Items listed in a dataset
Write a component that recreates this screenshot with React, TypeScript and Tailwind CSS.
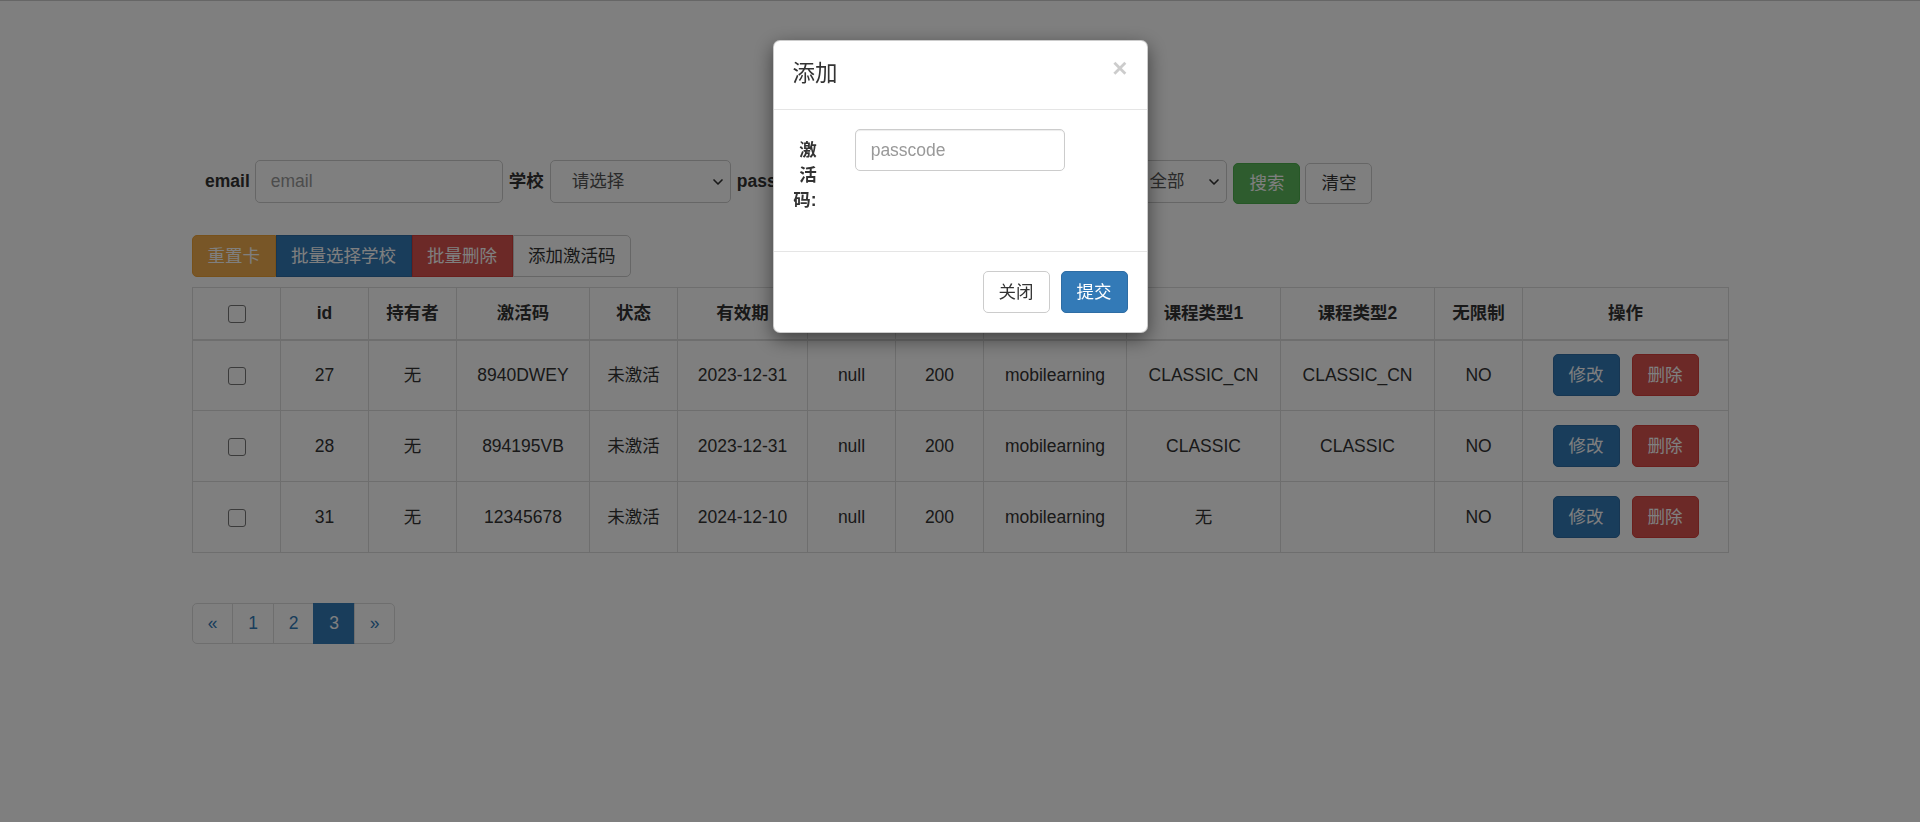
import { ChevronDown } from 'lucide-react'

const rows = [
  { id: 27, owner: '无', code: '8940DWEY', state: '未激活', date: '2023-12-31', school: 'null', days: 200, src: 'mobilearning', t1: 'CLASSIC_CN', t2: 'CLASSIC_CN', unlimited: 'NO' },
  { id: 28, owner: '无', code: '894195VB', state: '未激活', date: '2023-12-31', school: 'null', days: 200, src: 'mobilearning', t1: 'CLASSIC', t2: 'CLASSIC', unlimited: 'NO' },
  { id: 31, owner: '无', code: '12345678', state: '未激活', date: '2024-12-10', school: 'null', days: 200, src: 'mobilearning', t1: '无', t2: '', unlimited: 'NO' },
]

const widths = [88, 88, 88, 133, 88, 130, 88, 88, 143, 154, 154, 88, 206]
const headers = ['', 'id', '持有者', '激活码', '状态', '有效期', '学校', '天数', '平台', '课程类型1', '课程类型2', '无限制', '操作']

function Check() {
  return <span className="inline-block w-[18px] h-[18px] border border-[#767676] rounded-[3px] bg-white align-middle" />
}

function Select({ text, w }: { text: string; w: string }) {
  return (
    <div className={`${w} h-[43px] flex items-center justify-between border border-[#ccc] rounded-[5px] bg-white pl-[21px] pr-[4px] text-[#555]`}>
      <span>{text}</span>
      <ChevronDown size={16} strokeWidth={2.5} className="text-[#333]" />
    </div>
  )
}

export default function App() {
  return (
    <div className="min-h-screen bg-white text-[#333] text-[17.5px] leading-[25px] font-['Liberation_Sans','Noto_Sans_CJK_SC',sans-serif]">
      <div className="h-px bg-[#ccc]" />
      <div className="w-[80%] mx-auto pt-[158px]">
        {/* search form */}
        <div className="flex items-center pl-[13px]">
          <label className="font-bold mr-[5px]">email</label>
          <div className="w-[248px] h-[43px] flex items-center border border-[#ccc] rounded-[5px] px-[15px] text-[#999]">email</div>
          <label className="font-bold ml-[6px] mr-[6px]">学校</label>
          <Select text="请选择" w="w-[181px]" />
          <label className="font-bold ml-[6px] mr-[6px]">passcode</label>
          <div className="w-[257px] h-[43px] flex items-center border border-[#ccc] rounded-[5px] px-[15px] text-[#999]">passcode</div>
          <label className="font-bold ml-[6px] mr-[6px]">状态</label>
          <Select text="全部" w="w-[100px]" />
          <button className="ml-[6px] mt-[4px] h-[41px] px-[15px] rounded-[5px] bg-[#5cb85c] border border-[#4cae4c] text-white">搜索</button>
          <button className="ml-[5px] mt-[4px] h-[41px] px-[15px] rounded-[5px] bg-white border border-[#ccc]">清空</button>
        </div>

        {/* batch buttons */}
        <div className="flex mt-[31px]">
          <button className="h-[42px] px-[14.5px] rounded-l-[5px] bg-[#f0ad4e] border border-[#eea236] text-white">重置卡</button>
          <button className="h-[42px] px-[14.5px] bg-[#337ab7] border border-[#2e6da4] text-white">批量选择学校</button>
          <button className="h-[42px] px-[14.5px] bg-[#d9534f] border border-[#d43f3a] text-white">批量删除</button>
          <button className="h-[42px] px-[14.5px] rounded-r-[5px] bg-white border border-[#ccc]">添加激活码</button>
        </div>

        {/* table */}
        <table className="mt-[10px] w-full table-fixed border-collapse border border-[#ddd] text-center">
          <colgroup>
            {widths.map((w, i) => <col key={i} style={{ width: w }} />)}
          </colgroup>
          <thead>
            <tr className="h-[52px]">
              {headers.map((h, i) => (
                <th key={i} className="border border-[#ddd] border-b-2 font-bold px-[10px] align-middle">
                  {i === 0 ? <Check /> : h}
                </th>
              ))}
            </tr>
          </thead>
          <tbody>
            {rows.map(r => (
              <tr key={r.id} className="h-[71px]">
                <td className="border border-[#ddd] align-middle"><Check /></td>
                <td className="border border-[#ddd]">{r.id}</td>
                <td className="border border-[#ddd]">{r.owner}</td>
                <td className="border border-[#ddd]">{r.code}</td>
                <td className="border border-[#ddd]">{r.state}</td>
                <td className="border border-[#ddd]">{r.date}</td>
                <td className="border border-[#ddd]">{r.school}</td>
                <td className="border border-[#ddd]">{r.days}</td>
                <td className="border border-[#ddd]">{r.src}</td>
                <td className="border border-[#ddd]">{r.t1}</td>
                <td className="border border-[#ddd]">{r.t2}</td>
                <td className="border border-[#ddd]">{r.unlimited}</td>
                <td className="border border-[#ddd]">
                  <div className="flex justify-center gap-[12px]">
                    <button className="h-[42px] px-[15px] rounded-[5px] bg-[#337ab7] border border-[#2e6da4] text-white">修改</button>
                    <button className="h-[42px] px-[15px] rounded-[5px] bg-[#d9534f] border border-[#d43f3a] text-white">删除</button>
                  </div>
                </td>
              </tr>
            ))}
          </tbody>
        </table>

        {/* pagination */}
        <div className="flex mt-[50px] text-[#337ab7]">
          <span className="h-[41px] w-[41px] flex items-center justify-center border border-[#ddd] rounded-l-[5px]">«</span>
          <span className="h-[41px] w-[42px] -ml-px flex items-center justify-center border border-[#ddd]">1</span>
          <span className="h-[41px] w-[41px] -ml-px flex items-center justify-center border border-[#ddd]">2</span>
          <span className="h-[41px] w-[42px] -ml-px flex items-center justify-center border border-[#337ab7] bg-[#337ab7] text-white">3</span>
          <span className="h-[41px] w-[41px] -ml-px flex items-center justify-center border border-[#ddd] rounded-r-[5px]">»</span>
        </div>
      </div>

      {/* modal backdrop + dialog */}
      <div className="fixed inset-0 bg-[rgba(0,0,0,0.5)] flex justify-center items-start pt-[40px]">
        <div className="w-[375px] bg-white rounded-[7px] border border-black/20 shadow-[0_6px_19px_rgba(0,0,0,0.5)]">
          <div className="flex items-center justify-between px-[19px] h-[69px] border-b border-[#e5e5e5]">
            <h4 className="text-[22.5px] leading-[32px] font-normal -mt-[2px]">添加</h4>
            <span className="text-[26px] font-bold text-black/20 leading-none -mt-[14px]">×</span>
          </div>
          <div className="p-[19px]">
            <div className="grid grid-cols-12 -mx-[19px] mb-[19px]">
              <label className="col-span-2 px-[19px] pt-[9px] text-right font-bold break-all">激活码:</label>
              <div className="col-span-8 px-[19px]">
                <div className="h-[42px] flex items-center border border-[#ccc] rounded-[5px] px-[15px] text-[#999] shadow-[inset_0_1px_1px_rgba(0,0,0,0.075)]">passcode</div>
              </div>
            </div>
          </div>
          <div className="flex justify-end gap-[11px] px-[19px] py-[19px] border-t border-[#e5e5e5]">
            <button className="h-[42px] px-[15px] rounded-[5px] bg-white border border-[#ccc]">关闭</button>
            <button className="h-[42px] px-[15px] rounded-[5px] bg-[#337ab7] border border-[#2e6da4] text-white">提交</button>
          </div>
        </div>
      </div>
    </div>
  )
}
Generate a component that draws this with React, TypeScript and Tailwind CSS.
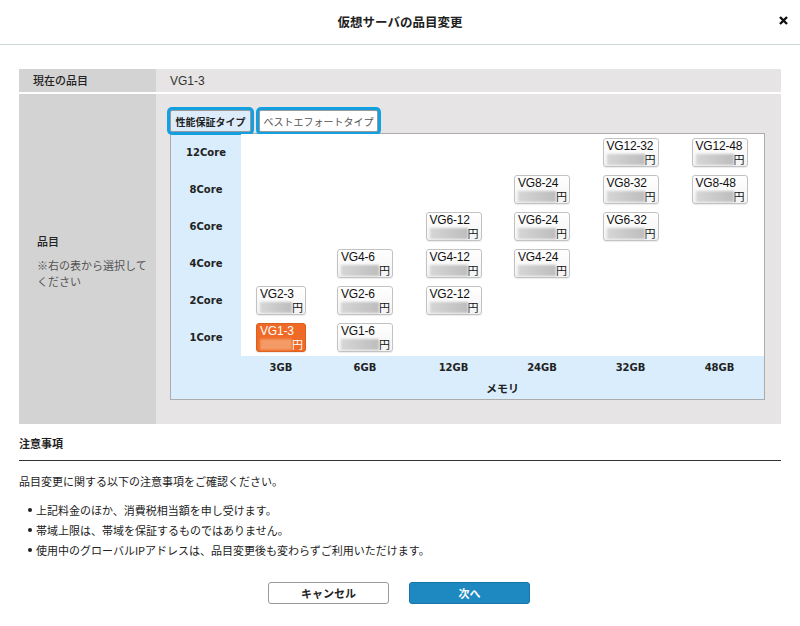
import React from "react";

const JP = '"Noto Sans CJK JP", "Liberation Sans", sans-serif';

const MEM = ["3GB", "6GB", "12GB", "24GB", "32GB", "48GB"];
const MEM_KEY = [3, 6, 12, 24, 32, 48];

// cores -> available memory sizes
const ROWS: { core: number; mem: number[] }[] = [
  { core: 12, mem: [32, 48] },
  { core: 8, mem: [24, 32, 48] },
  { core: 6, mem: [12, 24, 32] },
  { core: 4, mem: [6, 12, 24] },
  { core: 2, mem: [3, 6, 12] },
  { core: 1, mem: [3, 6] },
];

const PlanBox = ({
  name,
  narrow,
  selected,
}: {
  name: string;
  narrow: boolean;
  selected: boolean;
}) => (
  <div
    className={`flex h-[29px] flex-col rounded-[3px] border px-[2px] pt-[1px] shadow-[0_1px_1px_rgba(0,0,0,0.08)] ${
      narrow ? "w-[50px]" : "w-[56px]"
    } ${
      selected
        ? "border-[#d9601f] bg-[#ee6a26] text-white"
        : "border-[#c2c2c2] bg-gradient-to-b from-white to-[#f3f3f3] text-[#111]"
    }`}
  >
    <span
      className="whitespace-nowrap pl-[1px] text-[12px] leading-[13px] tracking-[-0.2px]"
      style={{ fontFamily: '"Liberation Sans", sans-serif' }}
    >
      {name}
    </span>
    <div className="flex items-end pl-[1px]">
      <span
        className={`mb-[1px] h-[11px] flex-1 blur-[1px] ${
          selected ? "bg-[#f49a66]" : "bg-gradient-to-r from-[#d6d6d6] to-[#bdbdbd]"
        }`}
      />
      <span className="text-[11px] leading-[13px]" style={{ fontFamily: JP }}>
        円
      </span>
    </div>
  </div>
);

export default function App() {
  return (
    <div
      className="h-[626px] w-[800px] bg-white text-[#222]"
      style={{ fontFamily: JP }}
    >
      {/* header */}
      <div className="relative flex h-[45px] items-center justify-center border-b border-[#cdd8d0]">
        <span className="text-[12.5px] font-bold">仮想サーバの品目変更</span>
        <svg
          className="absolute right-[12px] top-[16px]"
          width="9"
          height="9"
          viewBox="0 0 9 9"
        >
          <path d="M1 1L8 8M8 1L1 8" stroke="#111" strokeWidth="2.4" />
        </svg>
      </div>

      <div className="px-[19px] pt-[24px]">
        {/* form table */}
        <div className="grid grid-cols-[137px_1fr] gap-y-[2px]">
          <div className="flex h-[23px] items-center bg-[#d3d3d3] pl-[14px] text-[11px] font-medium">
            現在の品目
          </div>
          <div
            className="flex h-[23px] items-center bg-[#e6e4e4] pl-[14px] text-[12px] text-[#333]"
            style={{ fontFamily: '"Liberation Sans", sans-serif' }}
          >
            VG1-3
          </div>

          <div className="flex flex-col justify-center bg-[#d3d3d3] pl-[18px] pt-[4px]">
            <span className="text-[11px] font-medium leading-[14px]">品目</span>
            <span className="mt-[9px] text-[11px] leading-[16px] text-[#555]">
              ※右の表から選択して
              <br />
              ください
            </span>
          </div>

          <div className="bg-[#e6e4e4] pb-[24px] pl-[14px] pr-[15px] pt-[16px]">
            {/* tabs */}
            <div className="flex gap-[8px]">
              <div className="flex h-[22px] w-[81px] items-center justify-center whitespace-nowrap rounded-[2px] border border-[#9a9a9a] bg-[#dcecfb] text-[10px] font-bold text-[#222] ring-[3px] ring-[#14a0e0]">
                性能保証タイプ
              </div>
              <div className="flex h-[22px] w-[119px] items-center justify-center whitespace-nowrap rounded-[2px] border border-[#9a9a9a] bg-white text-[10px] text-[#555] ring-[3px] ring-[#14a0e0]">
                ベストエフォートタイプ
              </div>
            </div>

            {/* plan matrix */}
            <div className="mt-[1px] w-[595px] border border-[#acacac] bg-[#d9edfc]">
              <div className="flex">
                <div className="flex w-[70px] flex-col">
                  {ROWS.map((r) => (
                    <div
                      key={r.core}
                      className="flex h-[37px] items-center justify-center text-[10px] font-bold text-[#222]"
                      style={{ fontFamily: '"DejaVu Sans", sans-serif' }}
                    >
                      {r.core}Core
                    </div>
                  ))}
                </div>
                <div className="grid flex-1 grid-cols-[80px_88px_89px_88px_89px_89px] bg-white">
                  {ROWS.map((r) =>
                    MEM_KEY.map((m, i) => (
                      <div
                        key={`${r.core}-${m}`}
                        className="flex h-[37px] items-center justify-center"
                      >
                        {r.mem.includes(m) && (
                          <PlanBox
                            name={`VG${r.core}-${m}`}
                            narrow={i === 0}
                            selected={r.core === 1 && m === 3}
                          />
                        )}
                      </div>
                    ))
                  )}
                </div>
              </div>
              <div className="flex">
                <div className="w-[70px]" />
                <div className="flex-1">
                  <div
                    className="grid h-[22px] grid-cols-[80px_88px_89px_88px_89px_89px] items-center text-[10px] font-bold text-[#222]"
                    style={{ fontFamily: '"DejaVu Sans", sans-serif' }}
                  >
                    {MEM.map((g) => (
                      <span key={g} className="text-center">
                        {g}
                      </span>
                    ))}
                  </div>
                  <div className="flex h-[21px] items-center justify-center text-[11px] font-bold">
                    メモリ
                  </div>
                </div>
              </div>
            </div>
          </div>
        </div>

        {/* notes */}
        <div className="mt-[12px] border-b border-[#333] pb-[10px] text-[11px] font-bold leading-[14px]">
          注意事項
        </div>
        <p className="mt-[13px] text-[11px] leading-[14px]">
          品目変更に関する以下の注意事項をご確認ください。
        </p>
        <ul className="mt-[12px] pl-[9px] text-[11px]">
          {[
            "上記料金のほか、消費税相当額を申し受けます。",
            "帯域上限は、帯域を保証するものではありません。",
            "使用中のグローバルIPアドレスは、品目変更後も変わらずご利用いただけます。",
          ].map((t) => (
            <li key={t} className="flex h-[20px] items-center">
              <span className="mr-[4px] h-[4px] w-[4px] rounded-full bg-[#222]" />
              {t}
            </li>
          ))}
        </ul>

        {/* actions */}
        <div className="mt-[22px] flex justify-center gap-[20px] pr-[2px]">
          <button
            type="button"
            className="h-[22px] w-[121px] rounded-[3px] border border-[#9a9a9a] bg-white text-[11px] font-bold text-[#222]"
          >
            キャンセル
          </button>
          <button
            type="button"
            className="h-[22px] w-[121px] rounded-[3px] border border-[#1676a8] bg-[#1e88c0] text-[11px] font-bold text-white"
          >
            次へ
          </button>
        </div>
      </div>
    </div>
  );
}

#### What you will do:
Select the lines from the entries that include the word "TypeScript".

#### Solution:
Write a component that recreates this screenshot with React, TypeScript and Tailwind CSS.
Generate a component that draws this with React, TypeScript and Tailwind CSS.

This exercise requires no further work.